Apple Fresh Pond opens Pushpa: The Rise Part 1, an action/adventure starring Allu Arjun as a truck driver who gets caught up in red sandalwood smuggling. Based on writer/director Sukumar's previous filmography, I think it's Telugu-language. Chandigarh Kare Aashiqui continues at Fresh Pond and Boston Common.
Fresh Pond also has morning matinees of Mr. Birthday, a kids' movie about a mysterious group that helps kids having lousy birthdays. It's the sort of thing Eric Roberts does these days. - The Capitol Theatre has a single screening of documentary 2020: The Dumpster Fire in their main auditorium Friday night.
- It's the weekend before Christmas, which means The Brattle Theatre has It's a Wonderful Life on 35mm film through Monday, with some shows already sold out. They also project 35mm film for most of the "Let's Hear It for 1984!" [late] shows, which feature Gremlins (Friday), Night of the Comet (Saturday), Purple Rain (Sunday/Monday via DCP), David Lynch's Dune (Tuesday), Old Enough (Wednesday via DCP), Repo Man (Thursday), and Streets of Fire (Thursday). The Weird Wednesday show is French oddity Dial Code Santa Claus
- The West Newton Cinema adds Spider-Man and Nightmare Alley to West Side Story, Encanto, House of Gucci, Belfast, and The French Dispatch. The Lexington Venue splits a screen between Julia and House of Gucci.
- Cinema Salem has Belfast , Dune, Spider-Man and Nightmare Alley through Monday (with open-caption shows for all but Belfast Monday afternoon). Friday's Night Light Screening is Xanadu, and there's a Sunday matinee of The Polar Express.

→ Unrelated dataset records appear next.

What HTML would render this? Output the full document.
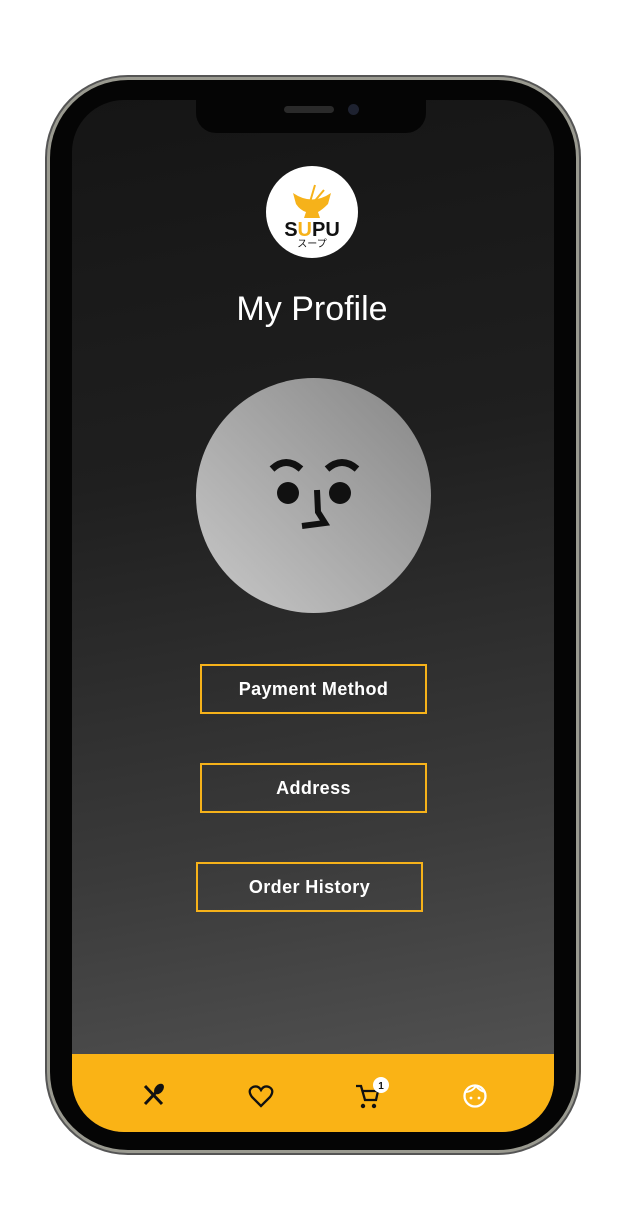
<!DOCTYPE html>
<html><head><style>
body{margin:0;width:632px;height:1229px;background:#fff;position:relative;overflow:hidden;font-family:"Liberation Sans",sans-serif}
.frame{position:absolute;left:50px;top:80px;width:526px;height:1070px;border-radius:78px;background:#050505;box-shadow:0 0 0 3px #9a9a90,0 0 0 5px #555;}
.screen{position:absolute;left:72px;top:100px;width:482px;height:1032px;border-radius:52px;overflow:hidden;background:linear-gradient(170deg,#151515 0%,#1f1f1f 35%,#3a3a3a 70%,#575757 100%)}
.notch{position:absolute;left:196px;top:100px;width:230px;height:33px;background:#050505;border-radius:0 0 20px 20px}
.btn{position:absolute;border:2px solid #f6b21a;box-sizing:border-box;width:227px;height:50px;color:#fff;font-weight:bold;font-size:18px;letter-spacing:0.4px;text-align:center;line-height:46px;background:transparent}
.bar{position:absolute;left:72px;top:1054px;width:482px;height:78px;background:#fab315;border-radius:0 0 52px 52px}
</style></head><body>
<div class="frame"></div>
<div class="screen"></div>
<div class="notch"><div style="position:absolute;left:88px;top:6px;width:50px;height:7px;border-radius:4px;background:#2a2a2a"></div><div style="position:absolute;left:152px;top:4px;width:11px;height:11px;border-radius:50%;background:#1e2230"></div></div>
<div style="position:absolute;left:266px;top:166px;width:92px;height:92px;border-radius:50%;background:#fff"></div>
<svg style="position:absolute;left:266px;top:166px" width="92" height="92">
<path d="M27 27 Q46 40 65 27 L62 38 Q56 44 52 46 L54 52 L38 52 L40 46 Q34 44 30 38Z" fill="#f6b21a"/>
<path d="M44 36 L49 19 M47 37 L58 24" stroke="#f6b21a" stroke-width="2"/>
<text x="46" y="70" text-anchor="middle" font-family="Liberation Sans" font-weight="bold" font-size="20" fill="#111">S<tspan fill="#f6b21a">U</tspan>PU</text>
<text x="46" y="81" text-anchor="middle" font-family="Noto Sans CJK JP" font-size="10" fill="#111">スープ</text>
</svg>
<div style="position:absolute;left:0;width:624px;top:290px;text-align:center;color:#fff;font-size:34px">My Profile</div>
<div style="position:absolute;left:196px;top:378px;width:235px;height:235px;border-radius:50%;background:linear-gradient(225deg,#868686,#c8c8c8)"></div>
<svg style="position:absolute;left:196px;top:378px" width="235" height="235">
<path d="M76 91 Q90 78 105 91" stroke="#111" stroke-width="7" fill="none"/>
<path d="M131 91 Q146 78 161 91" stroke="#111" stroke-width="7" fill="none"/>
<circle cx="92" cy="115" r="11" fill="#111"/><circle cx="144" cy="115" r="11" fill="#111"/>
<path d="M121 112 L122 134 L129 145 L106 148" stroke="#111" stroke-width="6" fill="none"/>
</svg>
<div class="btn" style="left:200px;top:664px">Payment Method</div>
<div class="btn" style="left:200px;top:763px">Address</div>
<div class="btn" style="left:196px;top:862px">Order History</div>
<div class="bar"></div>
<svg style="position:absolute;left:0;top:1070px" width="632" height="50">
<path d="M145 16 L162 34 M162 16 L145 34" stroke="#111" stroke-width="3"/>
<ellipse cx="159" cy="19" rx="4" ry="6" transform="rotate(40 159 19)" fill="#111"/>
<path d="M261 36 L252 27 Q247 20 253 17 Q258 15 261 20 Q264 15 269 17 Q275 20 270 27Z" fill="none" stroke="#111" stroke-width="2.3"/>
<path d="M356 16 L361 16 L365 30 L376 30 L378 21 L362 21" fill="none" stroke="#111" stroke-width="2.3"/>
<circle cx="363" cy="36" r="2.2" fill="#111"/><circle cx="374" cy="36" r="2.2" fill="#111"/>
<circle cx="381" cy="15" r="8" fill="#fff"/><text x="381" y="19" text-anchor="middle" font-size="10" font-weight="bold" font-family="Liberation Sans" fill="#111">1</text>
<circle cx="475" cy="26" r="10.5" fill="none" stroke="#fff" stroke-width="2.3"/>
<path d="M465 22 Q472 22 476 16 Q480 21 485 22" fill="none" stroke="#fff" stroke-width="2"/>
<circle cx="471" cy="28" r="1.4" fill="#fff"/><circle cx="479" cy="28" r="1.4" fill="#fff"/>
</svg>
</body></html>
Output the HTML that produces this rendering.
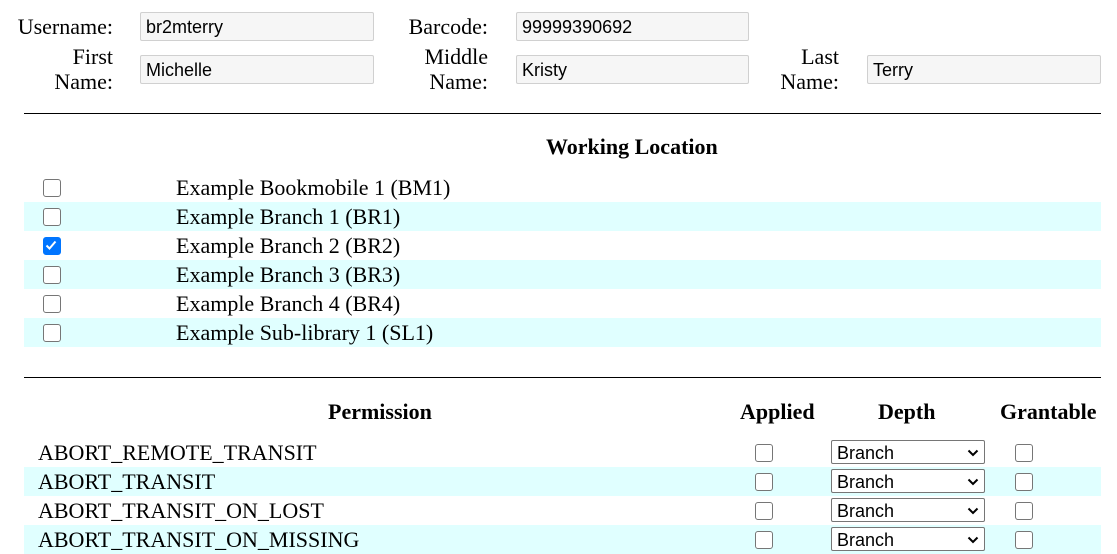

The Luna Theater has C'mon C'mon on Friday, It's a Wonderful Life all day Saturday & Sunday (the first show on Saturday is a Masked Matinee), and a secret Weirdo Wednesdays show. - For those still not ready to join random people in a room for two hours, theater rentals are available at Kendall Square, The Embassy, West Newton, the Capitol, The Venue, and many of the multiplexes.